BEGIN

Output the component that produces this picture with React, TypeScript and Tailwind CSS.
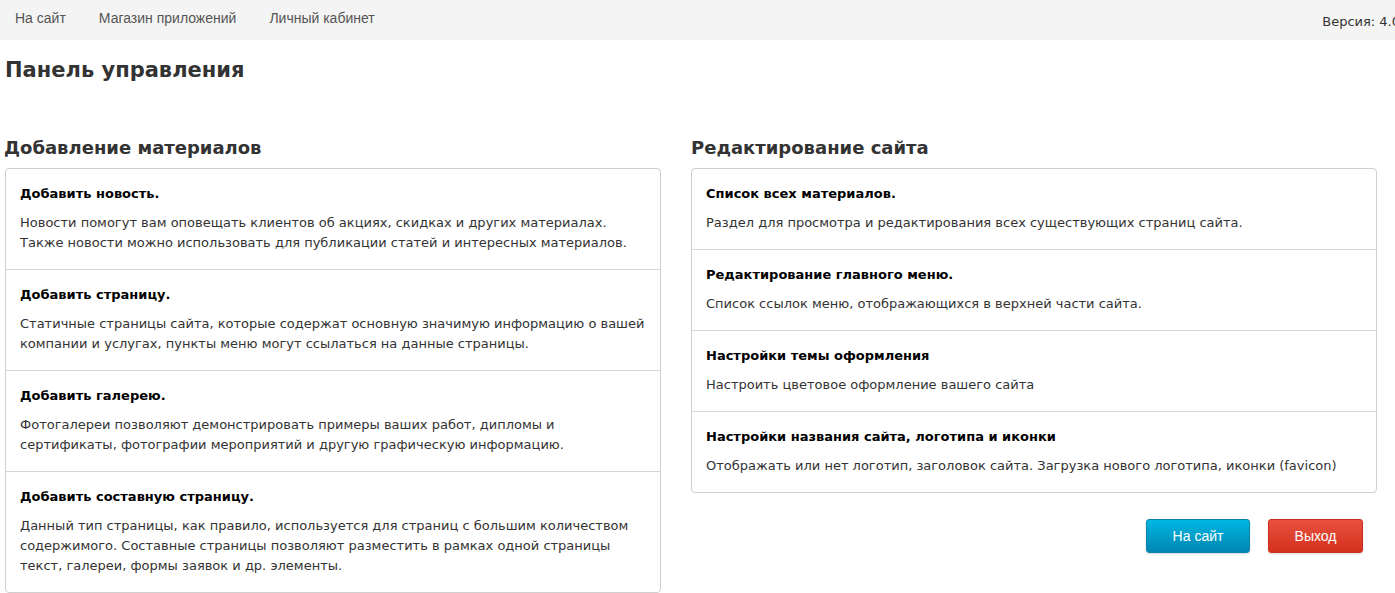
import React from "react";

const left = [
  {
    t: "Добавить новость.",
    d: [
      "Новости помогут вам оповещать клиентов об акциях, скидках и других материалах.",
      "Также новости можно использовать для публикации статей и интересных материалов.",
    ],
  },
  {
    t: "Добавить страницу.",
    d: [
      "Статичные страницы сайта, которые содержат основную значимую информацию о вашей",
      "компании и услугах, пункты меню могут ссылаться на данные страницы.",
    ],
  },
  {
    t: "Добавить галерею.",
    d: [
      "Фотогалереи позволяют демонстрировать примеры ваших работ, дипломы и",
      "сертификаты, фотографии мероприятий и другую графическую информацию.",
    ],
  },
  {
    t: "Добавить составную страницу.",
    d: [
      "Данный тип страницы, как правило, используется для страниц с большим количеством",
      "содержимого. Составные страницы позволяют разместить в рамках одной страницы",
      "текст, галереи, формы заявок и др. элементы.",
    ],
  },
];

const right = [
  {
    t: "Список всех материалов.",
    d: ["Раздел для просмотра и редактирования всех существующих страниц сайта."],
  },
  {
    t: "Редактирование главного меню.",
    d: ["Список ссылок меню, отображающихся в верхней части сайта."],
  },
  {
    t: "Настройки темы оформления",
    d: ["Настроить цветовое оформление вашего сайта"],
  },
  {
    t: "Настройки названия сайта, логотипа и иконки",
    d: ["Отображать или нет логотип, заголовок сайта. Загрузка нового логотипа, иконки (favicon)"],
  },
];

function Card({ items }: { items: { t: string; d: string[] }[] }) {
  return (
    <div className="border border-[#cfcfcf] rounded-[4px] bg-white">
      {items.map((it, i) => (
        <div
          key={i}
          className={
            "pl-[14px] pr-[14px] pt-[15px] pb-[16px] " +
            (i > 0 ? "border-t border-[#d6d6d6]" : "")
          }
        >
          <div className="text-[13px] leading-[20px] font-bold text-black mb-[9px]">{it.t}</div>
          <div className="text-[13px] leading-[20px] text-[#333]">
            {it.d.map((l, j) => (
              <div key={j} className="whitespace-nowrap">
                {l}
              </div>
            ))}
          </div>
        </div>
      ))}
    </div>
  );
}

export default function App() {
  return (
    <div
      className="w-[1395px] h-[593px] overflow-hidden bg-white"
      style={{ fontFamily: "'DejaVu Sans', sans-serif" }}
    >
      <div className="h-[40px] bg-[#f4f4f4] flex items-center">
        <div
          className="flex items-center text-[14px] text-[#555] pl-[15px] -mt-[3px]"
          style={{ fontFamily: "'Liberation Sans', Arial, sans-serif" }}
        >
          <span>На сайт</span>
          <span className="ml-[33px]">Магазин приложений</span>
          <span className="ml-[33px]">Личный кабинет</span>
        </div>
        <div className="ml-auto mr-[-5px] text-[13px] text-[#333] whitespace-nowrap shrink-0 mt-[3px]">
          Версия: 4.0
        </div>
      </div>

      <div className="pl-[5px]">
        <h1 className="text-[21px] leading-[24px] font-bold text-[#333] mt-[18px]">
          Панель управления
        </h1>

        <div className="grid grid-cols-[656px_686px] gap-x-[30px] mt-[55px]">
          <div>
            <h2 className="text-[18px] leading-[22px] font-bold text-[#333] mb-[9px] -ml-[1px]">
              Добавление материалов
            </h2>
            <Card items={left} />
          </div>
          <div>
            <h2 className="text-[18px] leading-[22px] font-bold text-[#333] mb-[9px]">
              Редактирование сайта
            </h2>
            <Card items={right} />
            <div
              className="flex justify-end gap-[18px] mt-[26px] mr-[14px] text-[14px]"
              style={{ fontFamily: "'Liberation Sans', Arial, sans-serif" }}
            >
              <button className="w-[104px] h-[34px] rounded-[3px] text-white bg-gradient-to-b from-[#00b6e3] to-[#0087b1] border border-[#0a85aa] shadow-[0_1px_2px_rgba(0,0,0,0.15)]">
                На сайт
              </button>
              <button className="w-[95px] h-[34px] rounded-[3px] text-white bg-gradient-to-b from-[#e8503f] to-[#d3301b] border border-[#c9301f] shadow-[0_1px_2px_rgba(0,0,0,0.15)]">
                Выход
              </button>
            </div>
          </div>
        </div>
      </div>
    </div>
  );
}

END

§ Exercise prompt
Copy each line above precisely, dropping the pictures.

§ Solution for this problem
Output the component that produces this picture with React, TypeScript and Tailwind CSS.
import React from "react";

const left = [
  {
    t: "Добавить новость.",
    d: [
      "Новости помогут вам оповещать клиентов об акциях, скидках и других материалах.",
      "Также новости можно использовать для публикации статей и интересных материалов.",
    ],
  },
  {
    t: "Добавить страницу.",
    d: [
      "Статичные страницы сайта, которые содержат основную значимую информацию о вашей",
      "компании и услугах, пункты меню могут ссылаться на данные страницы.",
    ],
  },
  {
    t: "Добавить галерею.",
    d: [
      "Фотогалереи позволяют демонстрировать примеры ваших работ, дипломы и",
      "сертификаты, фотографии мероприятий и другую графическую информацию.",
    ],
  },
  {
    t: "Добавить составную страницу.",
    d: [
      "Данный тип страницы, как правило, используется для страниц с большим количеством",
      "содержимого. Составные страницы позволяют разместить в рамках одной страницы",
      "текст, галереи, формы заявок и др. элементы.",
    ],
  },
];

const right = [
  {
    t: "Список всех материалов.",
    d: ["Раздел для просмотра и редактирования всех существующих страниц сайта."],
  },
  {
    t: "Редактирование главного меню.",
    d: ["Список ссылок меню, отображающихся в верхней части сайта."],
  },
  {
    t: "Настройки темы оформления",
    d: ["Настроить цветовое оформление вашего сайта"],
  },
  {
    t: "Настройки названия сайта, логотипа и иконки",
    d: ["Отображать или нет логотип, заголовок сайта. Загрузка нового логотипа, иконки (favicon)"],
  },
];

function Card({ items }: { items: { t: string; d: string[] }[] }) {
  return (
    <div className="border border-[#cfcfcf] rounded-[4px] bg-white">
      {items.map((it, i) => (
        <div
          key={i}
          className={
            "pl-[14px] pr-[14px] pt-[15px] pb-[16px] " +
            (i > 0 ? "border-t border-[#d6d6d6]" : "")
          }
        >
          <div className="text-[13px] leading-[20px] font-bold text-black mb-[9px]">{it.t}</div>
          <div className="text-[13px] leading-[20px] text-[#333]">
            {it.d.map((l, j) => (
              <div key={j} className="whitespace-nowrap">
                {l}
              </div>
            ))}
          </div>
        </div>
      ))}
    </div>
  );
}

export default function App() {
  return (
    <div
      className="w-[1395px] h-[593px] overflow-hidden bg-white"
      style={{ fontFamily: "'DejaVu Sans', sans-serif" }}
    >
      <div className="h-[40px] bg-[#f4f4f4] flex items-center">
        <div
          className="flex items-center text-[14px] text-[#555] pl-[15px] -mt-[3px]"
          style={{ fontFamily: "'Liberation Sans', Arial, sans-serif" }}
        >
          <span>На сайт</span>
          <span className="ml-[33px]">Магазин приложений</span>
          <span className="ml-[33px]">Личный кабинет</span>
        </div>
        <div className="ml-auto mr-[-5px] text-[13px] text-[#333] whitespace-nowrap shrink-0 mt-[3px]">
          Версия: 4.0
        </div>
      </div>

      <div className="pl-[5px]">
        <h1 className="text-[21px] leading-[24px] font-bold text-[#333] mt-[18px]">
          Панель управления
        </h1>

        <div className="grid grid-cols-[656px_686px] gap-x-[30px] mt-[55px]">
          <div>
            <h2 className="text-[18px] leading-[22px] font-bold text-[#333] mb-[9px] -ml-[1px]">
              Добавление материалов
            </h2>
            <Card items={left} />
          </div>
          <div>
            <h2 className="text-[18px] leading-[22px] font-bold text-[#333] mb-[9px]">
              Редактирование сайта
            </h2>
            <Card items={right} />
            <div
              className="flex justify-end gap-[18px] mt-[26px] mr-[14px] text-[14px]"
              style={{ fontFamily: "'Liberation Sans', Arial, sans-serif" }}
            >
              <button className="w-[104px] h-[34px] rounded-[3px] text-white bg-gradient-to-b from-[#00b6e3] to-[#0087b1] border border-[#0a85aa] shadow-[0_1px_2px_rgba(0,0,0,0.15)]">
                На сайт
              </button>
              <button className="w-[95px] h-[34px] rounded-[3px] text-white bg-gradient-to-b from-[#e8503f] to-[#d3301b] border border-[#c9301f] shadow-[0_1px_2px_rgba(0,0,0,0.15)]">
                Выход
              </button>
            </div>
          </div>
        </div>
      </div>
    </div>
  );
}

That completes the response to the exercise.